Yes, that's what the reset button on that Netgear does, and what it needed to do.

Now, a simple answer to the equivalent on the, say HR20-700: Does the red reset button do more- or less- than a complete power down for a few minutes? It was recommended to me by my installer a long time ago that the complete power down was "better" than a RBR.... The former wipes the whole Guide, but not recording instructions nor the existing List. I am not sure just what the RBR does as I've always used the power recycle.


----------



## Laxguy (Dec 2, 2010)

RoyGBiv said:


> Just one other sort of unrelated point. If you reset your router, you likely lost any WiFi protection (if you had it on in the first place). You should check to see if that is so, and if you have lost your encryption, you should reset it and put in your password. This will not have an effect on your wired DVRs but it will have an effect on everyone around you who will be able to connect to your router!
> 
> SMK


Yes, thanks, the full reset does wipe everything, but the setup makes it easy to put PWs in. I have just the basic WEP, wondering if I really need to go to a higher level....


----------



## bleggett29 (Feb 2, 2008)

Laxguy said:


> Yes, that's what the reset button on that Netgear does, and what it needed to do.
> 
> Now, a simple answer to the equivalent on the, say HR20-700: Does the red reset button do more- or less- than a complete power down for a few minutes? It was recommended to me by my installer a long time ago that the complete power down was "better" than a RBR.... The former wipes the whole Guide, but not recording instructions nor the existing List. I am not sure just what the RBR does as I've always used the power recycle.

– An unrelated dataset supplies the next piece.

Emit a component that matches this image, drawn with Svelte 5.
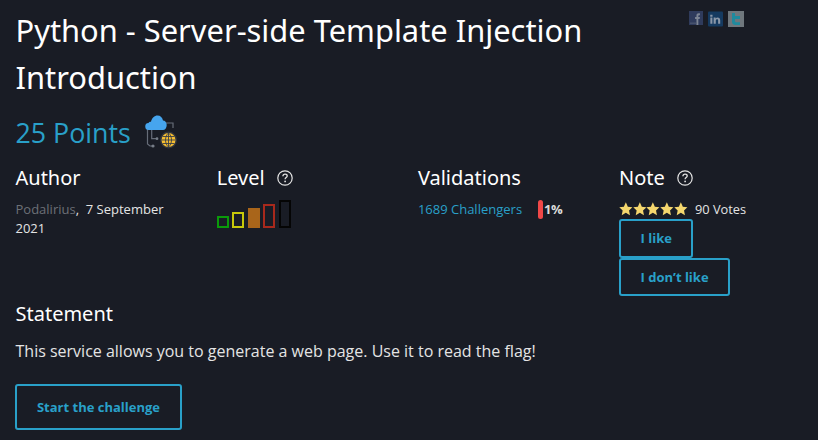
<script>
	const columns = [
		{ title: 'Author' },
		{ title: 'Level', help: true },
		{ title: 'Validations' },
		{ title: 'Note', help: true }
	];
	const bars = [
		{ h: 12, color: '#0a9a0a' },
		{ h: 16, color: '#c8c80a' },
		{ h: 20, color: '#a9651a', filled: true },
		{ h: 24, color: '#a8291c' },
		{ h: 28, color: '#050505' }
	];
</script>

{#snippet help()}
	<svg class="help" width="16" height="16" viewBox="0 0 16 16" fill="none">
		<circle cx="8" cy="8" r="7.2" stroke="#e4e4e4" stroke-width="1.2" />
		<path d="M5.9 6.2c.1-1.3 1-2 2.2-2 1.2 0 2.1.8 2.1 1.8 0 1.5-2.1 1.600-2.100 3.200" stroke="#e4e4e4" stroke-width="1.3" />
		<circle cx="8.100" cy="11.400" r=".9" fill="#e4e4e4" />
	</svg>
{/snippet}

{#snippet star()}
	<svg width="13.700" height="14" viewBox="0 0 24 24" preserveAspectRatio="none"><path d="M12 .5l3.500 7.500 8 1-5.900 5.500 1.600 8L12 18.600l-7.200 3.900 1.600-8L.5 9l8-1z" fill="#f5d76e" /></svg>
{/snippet}

<main class="page">
	<header class="head">
		<h1>Python - Server-side Template Injection Introduction</h1>
		<div class="social">
			<svg width="14" height="14" viewBox="0 0 15 15">
				<rect width="15" height="15" fill="#2f3b5c" />
				<path d="M8 15V8.500H6.500V6.300H8V5c0-1.800 1-2.600 2.400-2.600h1.300v2.200h-.9c-.6 0-.8.300-.8.800v.9h1.700l-.3 2.200H10V15z" fill="#7d8594" />
				<rect x="1" y="12.500" width="7" height="1" fill="#566078" />
			</svg>
			<svg width="15" height="16" viewBox="0 0 16 16">
				<rect width="16" height="16" rx="1" fill="#153a60" />
				<path d="M2.500 6.500h2.200V13H2.500zM2.400 3.500h2.400v2H2.400zM6 6.500h2.100v1c.5-.8 1.200-1.200 2.200-1.200 1.700 0 2.700 1 2.700 3V13h-2.200V9.700c0-.9-.4-1.400-1.100-1.400-.8 0-1.400.6-1.400 1.500V13H6z" fill="#8a97a8" />
			</svg>
			<svg width="16" height="16" viewBox="0 0 16 16">
				<rect width="16" height="16" fill="#6f777d" />
				<path d="M4 2h3v3h5v3H7v2c0 1 .5 1.300 1.500 1.300H12V14H7.500C5 14 4 12.800 4 10.500z" fill="#1f8a9e" />
			</svg>
		</div>
	</header>

	<div class="points">
		<span>25 Points</span>
		<svg width="33" height="34" viewBox="0 0 33 34" fill="none">
			<path d="M2.500 14v15L5 31h2.700M6.700 14v9.700h5M21 8h7v5" stroke="#666c78" stroke-width="1.200" />
			<circle cx="8" cy="31" r="1.600" fill="#777d88" />
			<circle cx="12" cy="23.700" r="1.400" fill="#777d88" />
			<path d="M4 15a3.500 3.500 0 0 1-.5-7C4 7 5 6.500 6 6.700 6.800 3 9.500 .5 12.500 .5c3 0 5 2 5.500 5 2 0 3.700 1.800 3.700 4.500 0 3-1.700 5-3.700 5z" fill="#46a5ee" />
			<circle cx="23.500" cy="25" r="8.500" fill="#30343d" />
			<circle cx="23.500" cy="25" r="7" fill="#f5bd30" />
			<path d="M16.500 25h14M17.500 21.500h12M17.500 28.500h12M23.500 18v14M23.500 18c-4 3.500-4 10.500 0 14M23.500 18c4 3.500 4 10.500 0 14" stroke="#3a3f48" stroke-width=".9" />
		</svg>
	</div>

	<section class="columns">
		<div class="col">
			<h2>{columns[0].title}</h2>
			<p class="meta"><span class="author">Podalirius</span>,&nbsp; 7 September 2021</p>
		</div>
		<div class="col">
			<h2>{columns[1].title} {@render help()}</h2>
			<div class="bars">
				{#each bars as bar}
					<span class="bar" style="height:{bar.h}px;border-color:{bar.color};background:{bar.filled ? bar.color : 'none'}"></span>
				{/each}
			</div>
		</div>
		<div class="col">
			<h2>{columns[2].title}</h2>
			<div class="valid">
				<span class="link">1689 Challengers</span>
				<span class="pct-bar"></span>
				<b>1%</b>
			</div>
		</div>
		<div class="col">
			<h2>{columns[3].title} {@render help()}</h2>
			<div class="votes">
				<span class="stars">{@render star()}{@render star()}{@render star()}{@render star()}{@render star()}</span>
				<span>90 Votes</span>
			</div>
			<div class="note-btns">
				<button class="btn small">I like</button>
				<button class="btn small">I don’t like</button>
			</div>
		</div>
	</section>

	<section class="statement">
		<h2>Statement</h2>
		<p>This service allows you to generate a web page. Use it to read the flag!</p>
		<button class="btn start">Start the challenge</button>
	</section>
</main>

<style>
	:global(body) {
		margin: 0;
		background: #191c25;
		font-family: 'Open Sans', sans-serif;
		color: #e4e4e4;
	}

	.page {
		padding: 0 16px 0 15.5px;
		height: 440px;
		box-sizing: border-box;
		overflow: hidden;
	}

	.head {
		display: flex;
		justify-content: space-between;
		align-items: flex-start;
		padding-right: 58px;
	}

	h1 {
		width: 600px;
		margin: 7px 0 0;
		font: 400 30.85px/47px 'Noto Sans', sans-serif;
		color: #fff;
	}

	.social {
		display: flex;
		align-items: flex-start;
		gap: 5px;
		margin-top: 11px;
	}

	.points {
		display: flex;
		align-items: center;
		gap: 14px;
		margin-top: 13px;
		height: 36px;
		font-size: 26.8px;
		color: #29a0c9;
	}

	.columns {
		display: grid;
		grid-template-columns: repeat(4, 201.2px);
		margin-top: 14px;
	}

	h2 {
		display: flex;
		align-items: center;
		gap: 12px;
		margin: 0;
		font: 400 20px/27px 'Noto Sans', sans-serif;
		color: #fff;
	}

	.meta {
		width: 170px;
		margin: 9px 0 0;
		font-size: 13px;
		line-height: 19px;
	}

	.author {
		color: #6d7077;
	}

	.bars {
		display: flex;
		align-items: flex-end;
		gap: 3.5px;
		height: 28px;
		margin-top: 9px;
	}

	.bar {
		width: 12px;
		box-sizing: border-box;
		border: 2px solid;
	}

	.valid {
		display: flex;
		align-items: center;
		margin-top: 8px;
		height: 20px;
		font-size: 13px;
	}

	.link {
		color: #29a0c9;
	}

	.pct-bar {
		width: 5px;
		height: 19px;
		margin-left: 16px;
		border-radius: 3px;
		background: #f04848;
	}

	.valid b {
		margin-left: 1px;
		letter-spacing: -0.5px;
		color: #dcdcdc;
	}

	.votes {
		display: flex;
		align-items: center;
		gap: 7.5px;
		margin-top: 8px;
		height: 20px;
		font-size: 12.8px;
	}

	.stars {
		display: flex;
		line-height: 0;
	}

	.note-btns {
		display: flex;
		flex-direction: column;
		align-items: flex-start;
		margin-top: 0;
	}

	.btn {
		box-sizing: border-box;
		border: 2px solid #29a0c9;
		border-radius: 3px;
		background: none;
		color: #29a0c9;
		font: 700 13px 'Open Sans', sans-serif;
	}

	.btn.small {
		height: 38.5px;
		padding: 0 19.5px;
	}

	.statement {
		margin-top: 4px;
	}

	.statement p {
		margin: 12px 0 0;
		font-size: 16px;
		line-height: 24px;
	}

	.start {
		width: 167px;
		height: 46px;
		margin-top: 21px;
		margin-left: -0.5px;
	}
</style>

The RBR is much the same as a "Menu Reset", which is the preferred way of restarting a DVR. Only use RBR if there is no response from the remote.


----------



## Laxguy (Dec 2, 2010)

bleggett29 said:


> Yes, you should be able to reserve an IP for your DirecTV devices. You would need to know the MAC for the device. A quick glance below tells me you have 2 -600 devices and 1 -700 device. << Snipped bits out >>.


I was told the way to do it is simply assign IPs to the DirecTV boxes, but make them outside of the normal ones the router uses for computers on WiFi or ethernet. This *seems* a simpler approach, but I don't know what to assign the boxes.


----------



## bleggett29 (Feb 2, 2008)

Laxguy said:


> I was told the way to do it is simply assign IPs to the DirecTV boxes, but make them outside of the normal ones the router uses for computers on WiFi or ethernet. This *seems* a simpler approach, but I don't know what to assign the boxes.

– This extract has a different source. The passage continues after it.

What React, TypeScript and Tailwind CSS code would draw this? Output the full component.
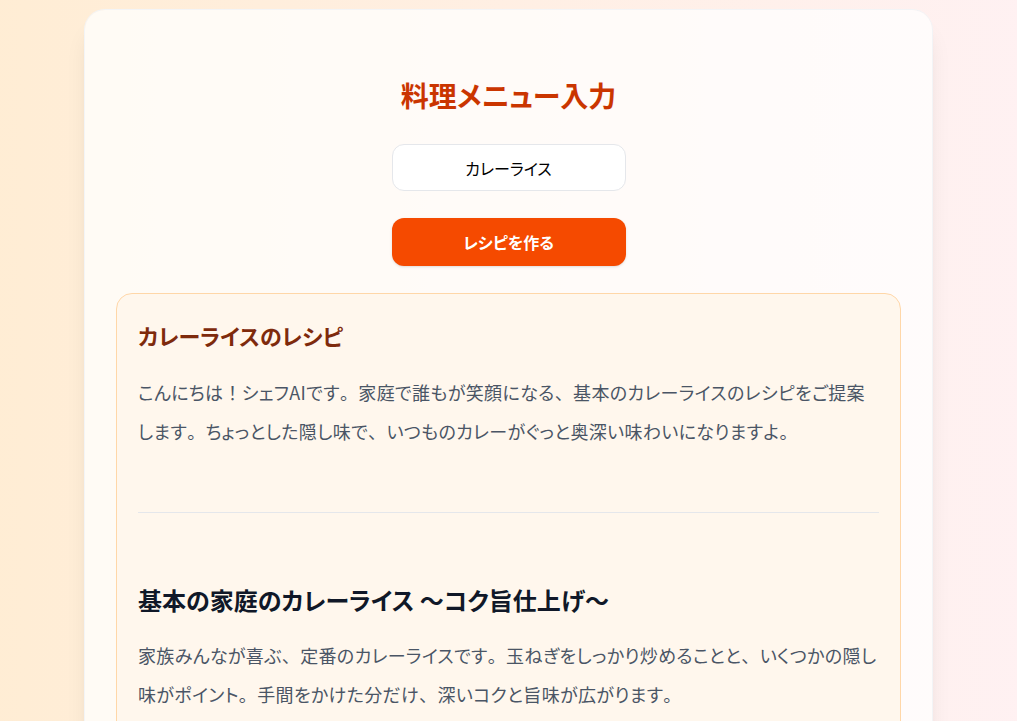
import React, { useState } from 'react';

const FONT = "font-['Noto_Sans_CJK_JP','Noto_Sans',sans-serif] [font-feature-settings:'palt']";

// kana stay proportional, but punctuation keeps its full width
const PUNCT = '、。！？';

const Jp: React.FC<{ text: string }> = ({ text }) => {
  const parts = text.split(/([、。！？])/);
  return (
    <>
      {parts.map((p, i) =>
        PUNCT.includes(p) && p !== '' ? (
          <span key={i} className="[font-feature-settings:normal]">{p}</span>
        ) : (
          <React.Fragment key={i}>{p}</React.Fragment>
        )
      )}
    </>
  );
};

const RecipeCard: React.FC<{ dish: string }> = ({ dish }) => {
  return (
    <section className="mt-[27px] rounded-2xl border border-orange-200 bg-orange-50 px-[21px] pt-[23px] pb-10">
      <h2 className="text-[22px] leading-[36px] font-bold text-[#7e2a0c]">{dish}のレシピ</h2>
      <p className="mt-[20px] text-[18px] leading-[39px] tracking-[0.02em] text-gray-600">
        <Jp text="こんにちは！シェフAIです。家庭で誰もが笑顔になる、基本のカレーライスのレシピをご提案します。ちょっとした隠し味で、いつものカレーがぐっと奥深い味わいになりますよ。" />
      </p>
      <hr className="mt-[61px] border-gray-200" />
      <h3 className="mt-[69px] text-[24px] leading-[36px] font-bold text-gray-900">
        基本の家庭のカレーライス 〜コク旨仕上げ〜
      </h3>
      <p className="mt-[18px] text-[18px] leading-[39px] tracking-[0.02em] text-gray-600">
        <Jp text="家族みんなが喜ぶ、定番のカレーライスです。玉ねぎをしっかり炒めることと、いくつかの隠し味がポイント。手間をかけた分だけ、深いコクと旨味が広がります。" />
      </p>
    </section>
  );
};

export default function App() {
  const [dish, setDish] = useState('カレーライス');

  return (
    <div className={`min-h-screen bg-gradient-to-r from-orange-100 to-rose-50 pt-[10px] ${FONT}`}>
      <main className="mx-auto w-[847px] rounded-[20px] bg-white/75 px-[31px] pt-[67px] pb-10 shadow-xl ring-1 ring-gray-100">
        <h1 className="text-center text-[28px] leading-[36px] font-bold text-orange-700">料理メニュー入力</h1>
        <div className="mt-[31px] flex flex-col items-center">
          <input
            value={dish}
            onChange={(e) => setDish(e.target.value)}
            className="h-[47px] w-[234px] rounded-xl border border-gray-200 bg-white text-center text-[16px] text-black outline-none"
          />
          <button className="mt-[27px] h-[48px] w-[234px] rounded-xl bg-orange-600 text-[16px] font-bold text-white shadow-sm">
            レシピを作る
          </button>
        </div>
        <RecipeCard dish={dish} />
      </main>
    </div>
  );
}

THE BEST bet is to statically assign on the DirecTV devices themselves but also make sure they are out of the DHCP pool. Assigning via MAC on the router in addition to statically on the devices would accomplish this.

It's always good to have a plan when setting up DHCP. I have similar devices grouped.
My DHCP pool is x.x.x.2-x.x.x.99. These are dynamic. 
My 3 DirecTV devices are reserved at x.x.x.101-x.x.x.103. If I were to acquire more DirecTV devices, they would go between x.x.x.104-x.x.x.109.
My 3 computers are reserved at x.x.x.111-x.x.x.113. Additional computers would go between x.x.x.114-x.x.x.199.
MISC devices are reserved from x.x.x.200-x.x.x.254. Currently I have a network printer at x.x.x.201, a BlueRay at x.x.x.202, and a WD HD Live Plus at x.x.x.203.


----------